Tarrare From France

Posted by Unknown on Thursday, April 10, 2014

Tarrare From France - The story of Tarrare is one of the most bizarre in history. Around 1772, Tarrare was born in France. As a teenager, it became apparent that Tarrare was different from other people because of his endless need for food. His parents eventually had to disown him because Tarrare ate everything in the house, including the pets.

In his twenties, Tarrare was the warm-up act to a traveling charlatan. He would swallow corks, stones, live animals, and whole apples. To satisfy his hunger, Tarrare would eat anything available from the town gutters and garbage piles. His bizarre ability soon caught the attention of the government and Tarrare was the subject of a series of medical experiments to test his eating capacity.

Tarrare was known to eat live cats, snakes, lizards, and puppies. On one occasion, he swallowed an eel without chewing. Despite his unusual diet and endless need for meat, Tarrare was of normal sized man with no signs of mental illness. He was described as having unusually soft hair, and an abnormally wide mouth in which his teeth were heavily stained, and lips almost invisible.

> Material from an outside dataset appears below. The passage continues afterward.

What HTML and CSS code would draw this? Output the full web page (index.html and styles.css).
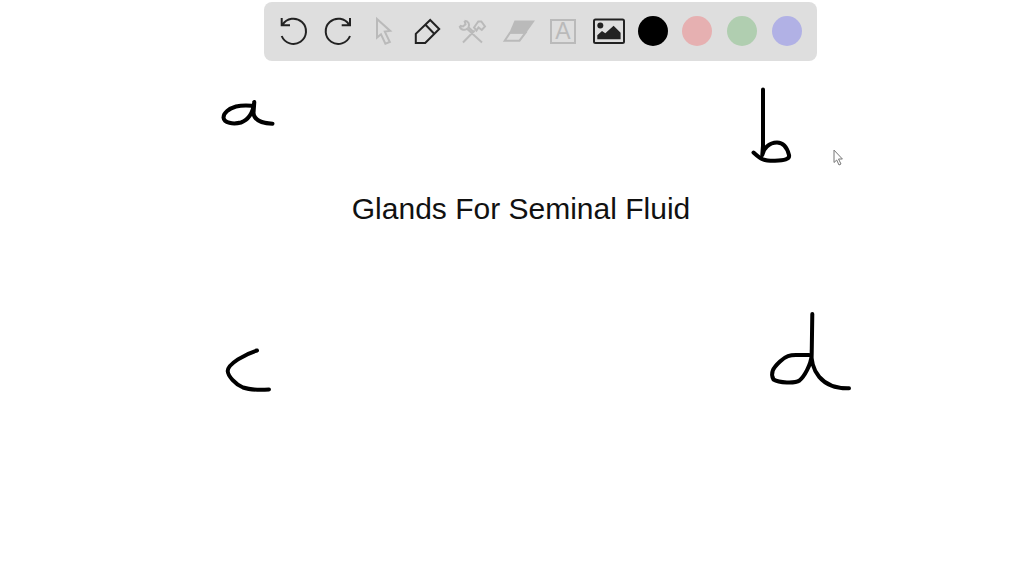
FILE: index.html
```html
<!DOCTYPE html>
<html lang="en">
<head>
<meta charset="utf-8">
<meta name="viewport" content="width=device-width, initial-scale=1">
<title>Glands For Seminal Fluid</title>
<link rel="stylesheet" href="styles.css">
</head>
<body>
<main class="board">
  <header class="board-header">
    <div class="toolbar" role="toolbar" aria-label="Drawing tools">
      <button class="tool" type="button" aria-label="Undo">
        <svg class="icon" viewBox="0 0 30 30"><path d="M2.700 20A12.600 12.600 0 1 0 3.500 9M2.700 2V9.300H11"/></svg>
      </button>
      <button class="tool" type="button" aria-label="Redo">
        <svg class="icon" viewBox="0 0 30 30"><path d="M26 20A12.600 12.600 0 1 1 25.200 9M26 2V9.300H17.700"/></svg>
      </button>
      <button class="tool tool-muted" type="button" aria-label="Select">
        <svg class="icon" viewBox="0 0 30 30"><path d="M8 3L21.200 14.900L15.800 15.600L20.800 26L16.400 27.700L12 18.300L8 21.600Z"/></svg>
      </button>
      <button class="tool" type="button" aria-label="Pen">
        <svg class="icon" viewBox="0 0 30 30"><path d="M17.200 4L26.200 13L12.200 27H2.800V17.900ZM12.500 8.800L21.200 17.800"/></svg>
      </button>
      <button class="tool tool-muted" type="button" aria-label="Tools">
        <svg class="icon" viewBox="0 0 30 30"><path d="M1.700 9.800C2 13.500 6 15 9 12.800L24 26.500M6.500 4.800C10.500 5 12 8.500 10.500 11.300L15 15.500M1.700 9.800L5 10.500L7.500 8.300L6.500 4.800M16.700 14.500L5 26.500M16 11.500L20.300 5.500H23.300L27 10.500L23.800 14L20.500 11.500L18.500 14.500Z"/></svg>
      </button>
      <button class="tool tool-muted" type="button" aria-label="Eraser">
        <svg class="icon" viewBox="0 0 30 30"><path d="M7 16.700L1.700 24.700H16.500L22.500 16.700Z"/><path class="solid" d="M11.500 4.500H32L22.700 17.500H6Z"/></svg>
      </button>
      <button class="tool tool-muted" type="button" aria-label="Text">
        <svg class="icon" viewBox="0 0 30 30"><rect x="3" y="4" width="24" height="23"/><text class="icon-letter" x="15" y="23" text-anchor="middle">A</text></svg>
      </button>
      <button class="tool" type="button" aria-label="Image">
        <svg class="icon" viewBox="0 0 30 30"><rect x="1" y="3.500" width="30" height="23.500" rx="1.500"/><circle class="solid" cx="7.300" cy="9.500" r="3"/><path class="solid" d="M4.300 23.300V19.300L9 15L12.300 17.300L20.600 9.700L27.600 16.700V23.300Z"/></svg>
      </button>
      <button class="tool swatch swatch-black" type="button" aria-label="Black"></button>
      <button class="tool swatch swatch-red" type="button" aria-label="Red"></button>
      <button class="tool swatch swatch-green" type="button" aria-label="Green"></button>
      <button class="tool swatch swatch-blue" type="button" aria-label="Blue"></button>
    </div>
  </header>
  <h1 class="title">Glands For Seminal Fluid</h1>
  <svg class="drawing" viewBox="0 0 1024 576" role="img" aria-label="Handwritten letters a, b, c and d">
    <path d="M251.500 105.700C246 105.300 241 105.300 236 106.500C229 108.500 223.500 113 223.500 117.500C224 123 233 124.500 241 122.500C248 120 253 113 254.300 102L253.500 113C254 119 259 123 272.500 123.700"/>
    <path d="M763 89.500V146L762.300 155C763 149 769 142.500 777 142.500C785 142.500 787.500 149 789 155C790 159.500 784 160.500 775 160.800C764 161 761 159.500 753.500 152.500"/>
    <path d="M257 350.500C245 354 228 364 227.700 371C228 376 235 384 243 387.500C250 390 260 390 269 389.500"/>
    <path d="M812.300 314L811.700 355C811 365 804 377 799.500 380.500C795 383.500 779 383 773.500 379.500C770 373 773 368 780 361.500C786 356 790 355 796 355H809M811.700 350C810 370 821 389 849 388.300"/>
    <path class="cursor" d="M834 150.500V162.500L836.700 160L839 165L841 164L838.500 159H842Z"/>
  </svg>
</main>
</body>
</html>
```

FILE: styles.css
```css
* {
  box-sizing: border-box;
}

body {
  margin: 0;
  background: #fff;
  color: #111;
  font-family: "Liberation Sans", Arial, sans-serif;
}

.board {
  position: relative;
  min-height: 100vh;
  overflow: hidden;
}

.board-header {
  display: flex;
  justify-content: center;
  padding: 2px 0 0 57px;
}

.toolbar {
  display: flex;
  align-items: center;
  justify-content: space-between;
  flex: 0 1 553px;
  padding: 14px 15px 15px;
  border-radius: 8px;
  background: #dedede;
}

.tool {
  display: block;
  width: 30px;
  height: 30px;
  padding: 0;
  border: 0;
  background: none;
  color: #222;
  cursor: pointer;
}

.tool-muted {
  color: #bababa;
}

.icon {
  display: block;
  width: 30px;
  height: 30px;
  overflow: visible;
  fill: none;
  stroke: currentColor;
  stroke-width: 2;
}

.icon .solid,
.icon-letter {
  fill: currentColor;
  stroke: none;
}

.icon-letter {
  font-family: "Liberation Sans", Arial, sans-serif;
  font-size: 23px;
}

.swatch {
  border-radius: 50%;
}

.swatch-black {
  background: #000;
}

.swatch-red {
  background: #e6b0b1;
}

.swatch-green {
  background: #b0ceb0;
}

.swatch-blue {
  background: #b1b1e5;
}

.title {
  margin: 131px 0 0;
  padding-left: 18px;
  font-size: 30px;
  font-weight: 400;
  line-height: 34px;
  text-align: center;
}

.drawing {
  position: absolute;
  top: 0;
  left: 0;
  width: 100%;
  fill: none;
  stroke: #000;
  stroke-width: 4;
  stroke-linecap: round;
  stroke-linejoin: round;
  pointer-events: none;
}

.drawing .cursor {
  fill: #fff;
  stroke: #777;
  stroke-width: 1;
}
```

Tarrare constantly suffered from foul body odor. He was described as stinking “to such a degree that he could not be endured within the distance of twenty paces.”General Alexandre de Beauharnais decided to put Tarrare’s abilities to use, and he was employed as a courier by the French army. He would swallow documents, pass through enemy lines, and recover them from his stool once safely at his destination. Tarrare was strongly chastened for his hunger and wanted to fix the problem. He agreed to submit to a procedure that would cure his appetite, but it failed.
Tarrare

While at the hospital getting treated, Tarrare would sneak out of his room and scavenge for entrails left in gutters, rubbish heaps, and outside butcher shops. He attempted to drink the blood of other patients in the hospital and looted the corpses in the morgue. After falling under suspicion of eating a toddler, Tarrare was ejected from the hospital. In 1798, he reappeared in Versailles suffering from severe tuberculosis and died.

After his death, Tarrare’s corpse rotted quickly. At the autopsy, his body was found to be filled with pus. Tarrare’s liver, gallbladder, and stomach were abnormally large and he was covered in ulcers. Another man with a similar case to Tarrare is a Polish soldier named Charles Domery (1778-1800). Domery is known to have eaten 174 cats in a year, and although he disliked vegetables he would eat 4 to 5 pounds (1.8 to 2.3 kg) of grass each day if he was unable to find other food. During his service on the French frigate Hoche, he attempted to eat the severed leg of a crew member hit by cannon fire, before other members of the crew wrestled it from him.